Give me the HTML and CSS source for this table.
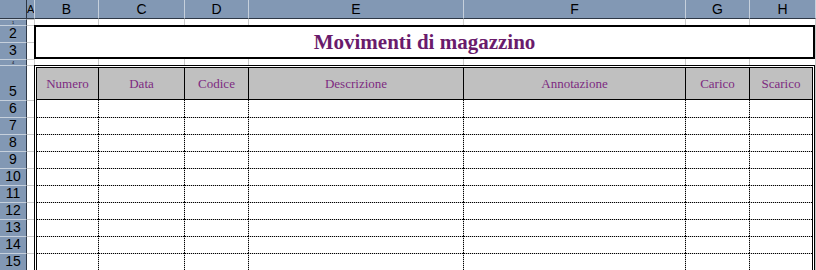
FILE: index.html
```html
<!DOCTYPE html>
<html lang="it">
<head>
<meta charset="utf-8">
<title>Movimenti di magazzino</title>
<link rel="stylesheet" href="styles.css">
</head>
<body>
<div class="sheet">
  <div class="colhdr">
    <div class="ch corner"></div>
    <div class="ch ca">A</div>
    <div class="ch wb">B</div>
    <div class="ch wc">C</div>
    <div class="ch wd">D</div>
    <div class="ch we">E</div>
    <div class="ch wf">F</div>
    <div class="ch wg">G</div>
    <div class="ch wh">H</div>
    <div class="ch cend"></div>
  </div>
  <div class="body">
    <div class="rownums">
      <div class="rh h6 tiny"><span>1</span></div>
      <div class="rh h17"><span>2</span></div>
      <div class="rh h17"><span>3</span></div>
      <div class="rh h6 tiny"><span>4</span></div>
      <div class="rh h35"><span>5</span></div>
      <div class="rh h17"><span>6</span></div>
      <div class="rh h17"><span>7</span></div>
      <div class="rh h17"><span>8</span></div>
      <div class="rh h17"><span>9</span></div>
      <div class="rh h17"><span>10</span></div>
      <div class="rh h17"><span>11</span></div>
      <div class="rh h17"><span>12</span></div>
      <div class="rh h17"><span>13</span></div>
      <div class="rh h17"><span>14</span></div>
      <div class="rh h17"><span>15</span></div>
    </div>
    <div class="cola">
      <div class="ga h6"></div>
      <div class="ga h17"></div>
      <div class="ga h17"></div>
      <div class="ga h6"></div>
      <div class="ga h35"></div>
      <div class="ga h17"></div>
      <div class="ga h17"></div>
      <div class="ga h17"></div>
      <div class="ga h17"></div>
      <div class="ga h17"></div>
      <div class="ga h17"></div>
      <div class="ga h17"></div>
      <div class="ga h17"></div>
      <div class="ga h17"></div>
      <div class="ga h17"></div>
    </div>
    <div class="main">
      <div class="strip">
        <div class="gc wb"></div><div class="gc wc"></div><div class="gc wd"></div><div class="gc we"></div><div class="gc wf"></div><div class="gc wg"></div><div class="gc wh"></div>
      </div>
      <div class="title">Movimenti di magazzino</div>
      <div class="strip">
        <div class="gc wb"></div><div class="gc wc"></div><div class="gc wd"></div><div class="gc we"></div><div class="gc wf"></div><div class="gc wg"></div><div class="gc wh"></div>
      </div>
      <div class="tbl">
        <div class="thead">
          <div class="th">Numero</div>
          <div class="th">Data</div>
          <div class="th">Codice</div>
          <div class="th">Descrizione</div>
          <div class="th">Annotazione</div>
          <div class="th">Carico</div>
          <div class="th">Scarico</div>
        </div>
        <div class="tr"><div class="td"></div><div class="td"></div><div class="td"></div><div class="td"></div><div class="td"></div><div class="td"></div><div class="td"></div></div>
        <div class="tr"><div class="td"></div><div class="td"></div><div class="td"></div><div class="td"></div><div class="td"></div><div class="td"></div><div class="td"></div></div>
        <div class="tr"><div class="td"></div><div class="td"></div><div class="td"></div><div class="td"></div><div class="td"></div><div class="td"></div><div class="td"></div></div>
        <div class="tr"><div class="td"></div><div class="td"></div><div class="td"></div><div class="td"></div><div class="td"></div><div class="td"></div><div class="td"></div></div>
        <div class="tr"><div class="td"></div><div class="td"></div><div class="td"></div><div class="td"></div><div class="td"></div><div class="td"></div><div class="td"></div></div>
        <div class="tr"><div class="td"></div><div class="td"></div><div class="td"></div><div class="td"></div><div class="td"></div><div class="td"></div><div class="td"></div></div>
        <div class="tr"><div class="td"></div><div class="td"></div><div class="td"></div><div class="td"></div><div class="td"></div><div class="td"></div><div class="td"></div></div>
        <div class="tr"><div class="td"></div><div class="td"></div><div class="td"></div><div class="td"></div><div class="td"></div><div class="td"></div><div class="td"></div></div>
        <div class="tr"><div class="td"></div><div class="td"></div><div class="td"></div><div class="td"></div><div class="td"></div><div class="td"></div><div class="td"></div></div>
        <div class="tr"><div class="td"></div><div class="td"></div><div class="td"></div><div class="td"></div><div class="td"></div><div class="td"></div><div class="td"></div></div>
      </div>
    </div>
    <div class="edge"></div>
  </div>
</div>
</body>
</html>
```

FILE: styles.css
```css
* { box-sizing: border-box; }

html, body {
  margin: 0;
  padding: 0;
  background: #ffffff;
}

.sheet {
  width: 816px;
  height: 270px;
  overflow: hidden;
  font-family: "Liberation Sans", Arial, sans-serif;
  color: #000;
}

/* column header row */
.colhdr {
  display: flex;
  height: 19px;
}
.ch {
  height: 19px;
  flex: none;
  background: #8298b4;
  border-left: 1px solid #c6d0dc;
  border-bottom: 1px solid #2e3846;
  font-size: 14px;
  line-height: 17px;
  padding-top: 1px;
  text-align: center;
  overflow: hidden;
  white-space: nowrap;
}
.ch.corner {
  width: 27px;
  border-left: none;
  border-right: 1px solid #2e3846;
}
.ch.ca {
  width: 7px;
  border-left: none;
  text-align: left;
  padding-left: 0;
  font-size: 11px;
  letter-spacing: -1px;
}
.ch.cend { width: 1px; }

.wb { width: 64px; }
.wc { width: 86px; }
.wd { width: 64px; }
.we { width: 215px; }
.wf { width: 222px; }
.wg { width: 64px; }
.wh { width: 66px; }

.h6 { height: 6px; }
.h17 { height: 17px; }
.h35 { height: 35px; }

/* sheet body */
.body {
  display: flex;
  height: 251px;
}

.rownums {
  width: 27px;
  flex: none;
  display: flex;
  flex-direction: column;
}
.rh {
  flex: none;
  display: flex;
  align-items: flex-end;
  justify-content: center;
  overflow: hidden;
  background: #8298b4;
  border-top: 1px solid #c6d0dc;
  border-right: 1px solid #2e3846;
  font-size: 14px;
}
.rh span {
  line-height: 17px;
  flex: none;
}
.rh.tiny {
  align-items: center;
}
.rh.tiny span {
  font-size: 4px;
  line-height: 4px;
}

.cola {
  width: 7px;
  flex: none;
  display: flex;
  flex-direction: column;
}
.ga {
  flex: none;
  border-top: 1px solid #cacaca;
}

.main {
  width: 781px;
  flex: none;
  display: flex;
  flex-direction: column;
}

.strip {
  display: flex;
  height: 6px;
  flex: none;
}
.gc {
  flex: none;
  height: 6px;
  border-left: 1px solid #cacaca;
}

.title {
  height: 34px;
  flex: none;
  border: 2px solid #000;
  display: flex;
  align-items: center;
  justify-content: center;
  font-family: "Liberation Serif", "Times New Roman", serif;
  font-weight: bold;
  font-size: 21px;
  color: #6a1b6c;
}

.tbl {
  flex: none;
  border-top: 3px double #000;
  border-left: 3px double #000;
  border-right: 3px double #000;
}

.thead,
.tr {
  display: grid;
  grid-template-columns: 61px 86px 64px 215px 222px 64px 63px;
}

.thead {
  height: 32px;
  background: #c0c0c0;
  border-bottom: 1px solid #000;
}
.th {
  display: flex;
  align-items: center;
  justify-content: center;
  font-family: "Liberation Serif", "Times New Roman", serif;
  font-size: 13px;
  color: #7d2a80;
}
.th + .th {
  border-left: 1px solid #000;
}

.tr {
  height: 17px;
}
.tr + .tr .td {
  border-top: 1px dotted #000;
  background: linear-gradient(#c8c8c8, #c8c8c8) 0 0 / 100% 1px no-repeat border-box;
}
.td + .td {
  border-left: 1px dotted #000;
  background: linear-gradient(#c8c8c8, #c8c8c8) 0 0 / 1px 100% no-repeat border-box;
}
.tr + .tr .td + .td {
  background:
    linear-gradient(#c8c8c8, #c8c8c8) 0 0 / 100% 1px no-repeat border-box,
    linear-gradient(#c8c8c8, #c8c8c8) 0 0 / 1px 100% no-repeat border-box;
}

.edge {
  width: 1px;
  flex: none;
  background: #cacaca;
}
```
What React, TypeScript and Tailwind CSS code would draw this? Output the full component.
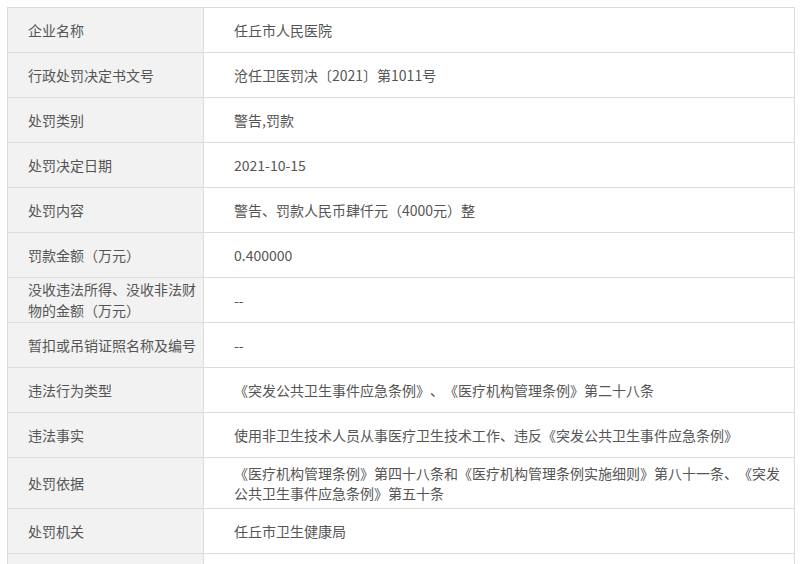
const rows: { label: string; value: string }[] = [
  { label: '企业名称', value: '任丘市人民医院' },
  { label: '行政处罚决定书文号', value: '沧任卫医罚决〔2021〕第1011号' },
  { label: '处罚类别', value: '警告,罚款' },
  { label: '处罚决定日期', value: '2021-10-15' },
  { label: '处罚内容', value: '警告、罚款人民币肆仟元（4000元）整' },
  { label: '罚款金额（万元）', value: '0.400000' },
  { label: '没收违法所得、没收非法财物的金额（万元）', value: '--' },
  { label: '暂扣或吊销证照名称及编号', value: '--' },
  { label: '违法行为类型', value: '《突发公共卫生事件应急条例》、《医疗机构管理条例》第二十八条' },
  { label: '违法事实', value: '使用非卫生技术人员从事医疗卫生技术工作、违反《突发公共卫生事件应急条例》' },
  {
    label: '处罚依据',
    value: '《医疗机构管理条例》第四十八条和《医疗机构管理条例实施细则》第八十一条、《突发公共卫生事件应急条例》第五十条',
  },
  { label: '处罚机关', value: '任丘市卫生健康局' },
  { label: '', value: '' },
]

export default function App() {
  return (
    <main
      className="min-h-screen bg-white pl-[7px] pt-[7px] pr-[9px] text-[14px] text-[#555] [text-spacing-trim:space-all]"
      style={{ fontFamily: '"Noto Sans CJK SC", "Noto Sans", sans-serif' }}
    >
      <div className="grid grid-cols-[196px_1fr] border-l border-t border-[#dcdcdc]">
        {rows.map((r, i) => (
          <div key={i} className="contents">
            <div className="flex min-h-[45px] items-center border-r border-b border-[#dcdcdc] bg-[#f2f2f2] pl-[20px] pr-[6px] leading-[21px]">
              {r.label}
            </div>
            <div className="flex min-h-[45px] items-center border-r border-b border-[#dcdcdc] py-[5px] pl-[30px] pr-[12px] leading-[20px]">
              {r.value}
            </div>
          </div>
        ))}
      </div>
    </main>
  )
}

● Required work
Point out every line holding the string "this" and copy it.

● Finished answer
Give me the HTML and CSS source for this table.
What React, TypeScript and Tailwind CSS code would draw this? Output the full component.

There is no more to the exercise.